Afghans seek U.S. security support


U.S. Secretary of Defense Donald Rumsfeld listens to the translation of a question during a press conference Wednesday with Afghan President Hamid Karzai in Kabul, Afghanistan. 
 (Associated Press / The Spokesman-Review)
N.C. Aizenman Washington Post

KABUL, Afghanistan – President Hamid Karzai said Wednesday that he was seeking a long-term security arrangement with the United States, but he declined to say whether it would include the establishment of permanent U.S. military bases in Afghanistan.

Speaking at a joint news conference with Defense Secretary Donald Rumsfeld, Karzai said the Afghan people strongly favor such an agreement.

“They want this relationship to be a sustained economic and political relationship, and most importantly of all, a strategic security relationship to help Afghanistan defend itself,” said Karzai, who won his nation’s first democratic presidential elections in October.

Rumsfeld, who was in Afghanistan for a one-day visit, sidestepped the question of permanent bases.

“That is not a matter for the Department of Defense,” he said. “That is a matter for the president of the United States and the president of Afghanistan to discuss in an orderly way.”

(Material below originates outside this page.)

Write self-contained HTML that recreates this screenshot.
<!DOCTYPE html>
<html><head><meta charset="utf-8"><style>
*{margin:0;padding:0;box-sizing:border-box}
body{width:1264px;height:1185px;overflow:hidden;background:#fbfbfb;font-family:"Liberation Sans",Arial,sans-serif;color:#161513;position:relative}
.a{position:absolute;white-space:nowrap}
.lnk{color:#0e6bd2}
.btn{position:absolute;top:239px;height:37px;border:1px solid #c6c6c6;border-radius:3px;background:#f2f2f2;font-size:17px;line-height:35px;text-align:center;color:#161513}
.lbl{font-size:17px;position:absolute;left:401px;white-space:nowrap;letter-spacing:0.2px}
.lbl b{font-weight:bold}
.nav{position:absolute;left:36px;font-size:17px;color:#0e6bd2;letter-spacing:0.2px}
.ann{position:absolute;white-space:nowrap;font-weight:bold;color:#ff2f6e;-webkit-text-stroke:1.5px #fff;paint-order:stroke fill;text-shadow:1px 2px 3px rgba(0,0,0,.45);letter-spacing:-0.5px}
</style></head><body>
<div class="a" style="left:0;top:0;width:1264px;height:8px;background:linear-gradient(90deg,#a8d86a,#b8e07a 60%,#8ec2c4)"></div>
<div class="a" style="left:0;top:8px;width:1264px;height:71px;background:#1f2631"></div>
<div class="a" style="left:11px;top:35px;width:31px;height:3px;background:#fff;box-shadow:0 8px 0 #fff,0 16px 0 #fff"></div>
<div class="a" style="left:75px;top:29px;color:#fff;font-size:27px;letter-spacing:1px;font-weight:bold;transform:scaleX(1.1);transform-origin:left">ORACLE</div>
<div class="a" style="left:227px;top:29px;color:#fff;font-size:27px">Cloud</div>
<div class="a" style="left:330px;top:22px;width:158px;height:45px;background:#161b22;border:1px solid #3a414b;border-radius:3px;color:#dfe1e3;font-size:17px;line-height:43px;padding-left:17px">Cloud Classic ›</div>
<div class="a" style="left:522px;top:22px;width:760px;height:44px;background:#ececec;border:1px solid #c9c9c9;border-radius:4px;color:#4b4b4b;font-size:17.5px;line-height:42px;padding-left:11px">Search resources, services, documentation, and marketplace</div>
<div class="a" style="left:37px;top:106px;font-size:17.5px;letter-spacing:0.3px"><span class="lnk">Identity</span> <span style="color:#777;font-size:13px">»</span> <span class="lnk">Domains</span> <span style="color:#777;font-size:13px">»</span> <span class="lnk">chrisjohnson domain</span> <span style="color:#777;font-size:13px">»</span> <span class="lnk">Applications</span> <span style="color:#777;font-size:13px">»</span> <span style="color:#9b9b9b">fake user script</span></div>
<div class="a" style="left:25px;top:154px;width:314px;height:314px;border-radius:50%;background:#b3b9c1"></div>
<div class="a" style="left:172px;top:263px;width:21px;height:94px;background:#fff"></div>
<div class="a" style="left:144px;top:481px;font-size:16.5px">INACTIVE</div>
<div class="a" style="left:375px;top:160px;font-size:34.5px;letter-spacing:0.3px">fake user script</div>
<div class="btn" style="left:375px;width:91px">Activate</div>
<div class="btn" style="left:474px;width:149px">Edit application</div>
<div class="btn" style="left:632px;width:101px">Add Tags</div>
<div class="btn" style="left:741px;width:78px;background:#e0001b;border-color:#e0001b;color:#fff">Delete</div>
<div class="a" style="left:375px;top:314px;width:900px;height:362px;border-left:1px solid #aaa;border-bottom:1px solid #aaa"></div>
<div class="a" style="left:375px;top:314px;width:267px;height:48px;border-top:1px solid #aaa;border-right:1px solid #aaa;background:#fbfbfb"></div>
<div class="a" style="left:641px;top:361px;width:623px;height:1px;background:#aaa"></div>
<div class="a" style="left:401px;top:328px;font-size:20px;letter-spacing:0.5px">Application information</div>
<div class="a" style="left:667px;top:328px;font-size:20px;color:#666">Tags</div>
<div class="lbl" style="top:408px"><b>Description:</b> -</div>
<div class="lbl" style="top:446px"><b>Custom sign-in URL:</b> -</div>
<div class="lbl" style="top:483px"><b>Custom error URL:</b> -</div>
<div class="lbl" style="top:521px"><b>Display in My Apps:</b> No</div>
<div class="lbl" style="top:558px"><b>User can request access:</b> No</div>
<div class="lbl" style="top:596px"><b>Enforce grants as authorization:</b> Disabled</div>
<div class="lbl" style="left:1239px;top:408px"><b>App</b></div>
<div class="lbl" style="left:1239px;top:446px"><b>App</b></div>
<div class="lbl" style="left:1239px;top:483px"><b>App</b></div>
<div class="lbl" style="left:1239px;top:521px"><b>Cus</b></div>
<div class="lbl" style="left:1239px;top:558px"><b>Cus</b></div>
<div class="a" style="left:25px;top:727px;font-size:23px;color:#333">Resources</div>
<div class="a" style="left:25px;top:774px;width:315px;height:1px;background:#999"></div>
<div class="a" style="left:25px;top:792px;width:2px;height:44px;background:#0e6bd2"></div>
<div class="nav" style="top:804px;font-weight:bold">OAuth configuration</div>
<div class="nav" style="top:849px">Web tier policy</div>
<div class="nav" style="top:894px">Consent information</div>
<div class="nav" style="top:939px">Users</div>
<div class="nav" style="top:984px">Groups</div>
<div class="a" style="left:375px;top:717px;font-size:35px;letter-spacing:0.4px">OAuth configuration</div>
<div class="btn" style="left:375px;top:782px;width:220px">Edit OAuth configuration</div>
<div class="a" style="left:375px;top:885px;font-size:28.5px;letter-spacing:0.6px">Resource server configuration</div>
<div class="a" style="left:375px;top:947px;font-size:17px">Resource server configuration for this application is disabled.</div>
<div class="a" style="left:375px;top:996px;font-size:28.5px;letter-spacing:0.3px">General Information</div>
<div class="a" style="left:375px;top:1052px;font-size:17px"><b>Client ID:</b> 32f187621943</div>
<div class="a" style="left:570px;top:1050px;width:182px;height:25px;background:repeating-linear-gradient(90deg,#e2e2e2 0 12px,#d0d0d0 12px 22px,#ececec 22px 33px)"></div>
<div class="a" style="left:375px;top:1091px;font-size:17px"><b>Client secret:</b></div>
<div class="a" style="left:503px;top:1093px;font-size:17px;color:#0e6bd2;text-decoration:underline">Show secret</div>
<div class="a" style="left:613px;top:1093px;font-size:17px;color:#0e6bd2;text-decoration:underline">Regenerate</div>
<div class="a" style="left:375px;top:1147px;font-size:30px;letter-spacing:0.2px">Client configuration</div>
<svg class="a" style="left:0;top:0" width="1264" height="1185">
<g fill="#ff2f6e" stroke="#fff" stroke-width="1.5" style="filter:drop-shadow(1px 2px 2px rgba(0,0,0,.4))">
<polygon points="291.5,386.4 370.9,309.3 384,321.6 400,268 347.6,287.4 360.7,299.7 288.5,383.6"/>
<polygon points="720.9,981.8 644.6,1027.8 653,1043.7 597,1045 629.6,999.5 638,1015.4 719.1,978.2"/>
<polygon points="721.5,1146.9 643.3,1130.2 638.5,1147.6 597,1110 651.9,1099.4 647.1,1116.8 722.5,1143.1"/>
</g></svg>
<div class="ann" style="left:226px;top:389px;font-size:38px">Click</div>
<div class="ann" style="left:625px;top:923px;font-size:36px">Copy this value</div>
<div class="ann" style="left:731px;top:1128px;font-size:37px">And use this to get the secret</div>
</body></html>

Rumsfeld said the Pentagon was focused on determining what further assistance the United States can offer the war-ravaged nation.

“It may be training, it may be equipping, it may be various other types of assistance,” he said.

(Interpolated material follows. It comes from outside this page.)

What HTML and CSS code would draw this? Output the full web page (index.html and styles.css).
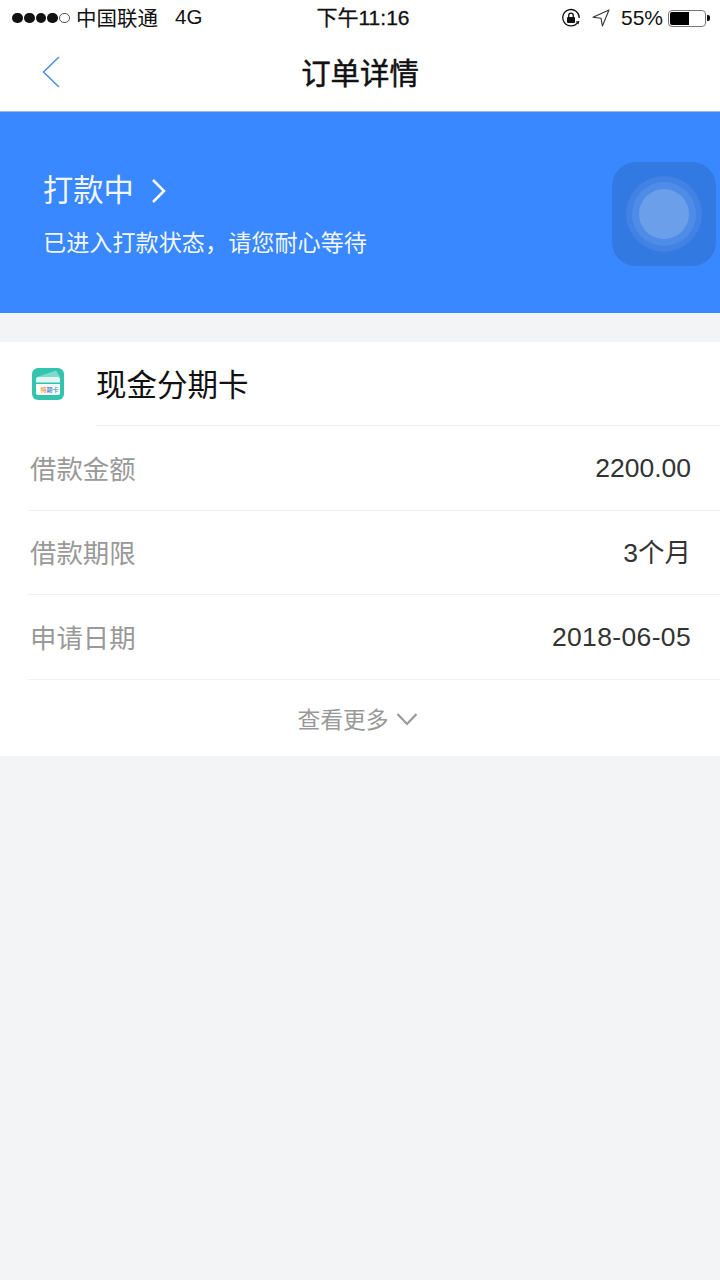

The prospect of a permanent U.S. military presence in Afghanistan could prove controversial, given the nation’s long history of resisting foreign occupation. Afghan officials have said such a move would need the approval of parliament, due to be elected in September.

Three years after U.S. led-forces ousted the extremist Taliban regime, an 18,500-strong international coalition – dominated by 17,000 U.S. troops – continues to fight remnants of the Islamic militia and al Qaeda terrorists in rural areas. The U.S. military has also recently taken on a larger role in combating the burgeoning opium trade by providing intelligence, air transport and training to Afghan counter-narcotics forces.

In recent weeks, Taliban insurgents have killed several local Afghan officials in the south and mounted a series of ambushes on U.S. and Afghan soldiers. Taliban fighters may also have been responsible for small-scale bombings in several cities, including Kabul, and Sunday’s attempted kidnapping of a U.S. citizen in the capital.